La fuite des talents vers les plateformes
Ce que réclament les chaînes de télévision n’est pas tant un durcissement des règles pour les Américains qu’un allègement des obligations et un renforcement des droits des partenaires français, notamment en matière de production et de diffusion internationale. Un aménagement du décret “TNT” datant de 2010 (relatif à la contribution à la production d’œuvres cinématographiques et audiovisuelles des services de télévision diffusés par voie hertzienne terrestre) est prévu dans les prochains mois et devrait les rassurer.
A l’heure où Netflix a annoncé plusieurs gros projets de films français dont la sortie est prévue pour 2021 (BigBug, la comédie futuriste de Jean-Pierre Jeunet, 8, rue de l’Humanité, le film sur le confinement de Dany Boon, et O2 d’Alexandre Aja, avec Mélanie Laurent et Mathieu Amalric), cette annonce laisse-t-elle la possibilité d’une sortie en salle pour ces films à fort potentiel au box-office ?
“Les chiffres de la fréquentation étaient encourageants entre les deux confinements” Elisha Karmitz, DG de MK2
Rien n’est moins sûr. Ces projets de films soulignent surtout un nouveau problème : la fuite des talents vers les plateformes, ou quand Netflix chipe aux exploitants français de précieuses munitions pour une année 2021 qui s’annonce déjà très compliquée.
Contacté par Les Inrocks, Elisha Karmitz, directeur général du groupe MK2, qui a récemment innové en lançant sa propre plateforme, MK2 Curiosity, conclut sur une note positive : “Le confinement a certes durci le rapport de force entre exploitation et plateformes.
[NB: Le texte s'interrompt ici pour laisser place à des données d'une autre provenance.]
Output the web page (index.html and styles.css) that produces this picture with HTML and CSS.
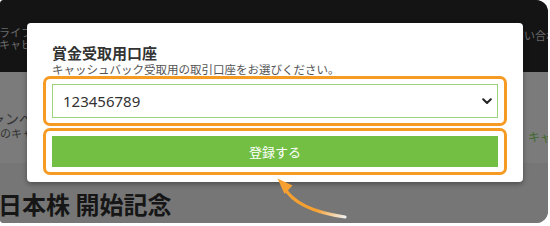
FILE: index.html
```html
<!DOCTYPE html>
<html lang="ja">
<head>
<meta charset="utf-8">
<link rel="stylesheet" href="styles.css">
</head>
<body>
<div class="frame">
  <header class="hdr">
    <div class="hdr-left">
      <span>ライフスタイル</span>
      <span>キャビネット</span>
    </div>
    <div class="hdr-right">お問い合わせ</div>
  </header>
  <section class="sec1">
    <div class="camp">キャンペーン</div>
    <div class="sub-row">
      <span class="sub-left">対象のキャッシュバック</span>
      <span class="sub-right">。キャッシュ</span>
    </div>
  </section>
  <section class="sec2">
    <h2 class="big">日本株 開始記念</h2>
  </section>

  <div class="modal">
    <h3 class="m-title">賞金受取用口座</h3>
    <p class="m-sub">キャッシュバック受取用の取引口座をお選びください。</p>
    <div class="hl">
      <div class="sel-wrap">
        <select class="sel">
          <option>123456789</option>
        </select>
        <svg class="chev" width="10" height="7" viewBox="0 0 10 7"><path d="M1.2 1.2 L5 5 L8.8 1.2" fill="none" stroke="#222" stroke-width="2" stroke-linecap="round" stroke-linejoin="round"/></svg>
      </div>
    </div>
    <div class="hl hl-btn">
      <button class="btn">登録する</button>
    </div>
  </div>

  <svg class="arrow" width="90" height="56" viewBox="0 0 90 56">
    <defs>
      <linearGradient id="g" x1="10" y1="15" x2="76" y2="47" gradientUnits="userSpaceOnUse">
        <stop offset="0" stop-color="#f5a030"/>
        <stop offset="0.6" stop-color="#f5a030"/>
        <stop offset="1" stop-color="#fff" stop-opacity="0.9"/>
      </linearGradient>
    </defs>
    <path d="M14 17 Q26 40 75 47" fill="none" stroke="url(#g)" stroke-width="3.2" stroke-linecap="round"/>
    <path d="M7.5 8.5 L22.5 15.5 L14.5 24 Z" fill="#f5a030"/>
  </svg>
</div>
</body>
</html>
```
FILE: styles.css
```css
* { box-sizing: border-box; }
html, body { margin: 0; padding: 0; background: #fff; }
body { font-family: "Noto Sans", "Noto Sans CJK JP", sans-serif; }

.frame {
  position: relative;
  width: 548px;
  height: 223px;
  border-radius: 4px 12px 12px 4px;
  overflow: hidden;
  background: #777;
}

.hdr {
  height: 72px;
  background: #141414;
  display: flex;
  justify-content: space-between;
  padding-top: 26px;
  font-family: "Noto Sans CJK JP", sans-serif;
  font-size: 11px;
  color: #6a6a6a;
}
.hdr-left { display: flex; flex-direction: column; line-height: 12px; margin-left: -1px; }
.hdr-right { line-height: 12px; margin-top: 3px; margin-right: -20px; white-space: nowrap; }

.sec1 {
  height: 91px;
  background: #7b7b7b;
  padding-top: 38px;
  font-family: "Noto Sans CJK JP", sans-serif;
  color: #333;
}
.camp { font-size: 14px; line-height: 16px; margin-left: -23px; white-space: nowrap; }
.sub-row { display: flex; justify-content: space-between; font-size: 11px; line-height: 14px; }
.sub-left { margin-left: -22px; white-space: nowrap; }
.sub-right { margin-right: -40px; margin-top: 4px; font-size: 12px; color: #3f6a2c; white-space: nowrap; }

.sec2 { height: 60px; background: #767676; padding-top: 25px; }
.big {
  margin: 0 0 0 -2px;
  font-family: "Noto Sans CJK JP", sans-serif;
  font-weight: 700;
  font-size: 24px;
  line-height: 32px;
  color: #161616;
  white-space: nowrap;
}

.modal {
  position: absolute;
  left: 27px;
  top: 23px;
  width: 496px;
  background: #fff;
  border-radius: 4px;
  box-shadow: 0 2px 5px rgba(0,0,0,0.35);
  padding: 21px 16px 7px;
  font-family: "Noto Sans CJK JP", sans-serif;
}
.m-title {
  margin: 0;
  padding-left: 9px;
  font-size: 15px;
  line-height: 18px;
  font-weight: 700;
  color: #333;
}
.m-sub {
  margin: 0;
  padding-left: 9px;
  font-size: 11.5px;
  line-height: 14px;
  color: #555;
  white-space: nowrap;
}
.hl {
  border: 3px solid #f59a23;
  border-radius: 7px;
  padding: 5px 6px;
  background: #fff;
}
.hl-btn { margin-top: 2px; }
.sel-wrap { position: relative; }
.sel {
  display: block;
  width: 100%;
  height: 34px;
  -webkit-appearance: none;
  appearance: none;
  border: 1px solid #9bd47c;
  border-radius: 0;
  background: #fff;
  padding: 0 10px;
  font-family: "Noto Sans", sans-serif;
  font-size: 15px;
  color: #333;
  outline: none;
}
.chev { position: absolute; right: 6px; top: 14px; }
.btn {
  display: block;
  width: 100%;
  height: 31px;
  border: 0;
  border-radius: 0;
  background: #72bf44;
  color: #fff;
  font-family: "Noto Sans CJK JP", sans-serif;
  font-size: 13px;
  padding: 0;
}

.arrow { position: absolute; left: 270px; top: 170px; }
```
Mais une fois passé ce cap conjoncturel, je ne suis pas inquiet pour la valeur du cinéma en salle. On l’a vu, les chiffres de la fréquentation étaient encourageants entre les deux confinements. Et l’excellente santé du box-office chinois au moment du déconfinement est un bon indicateur pour la reprise qu’on attend avec impatience.”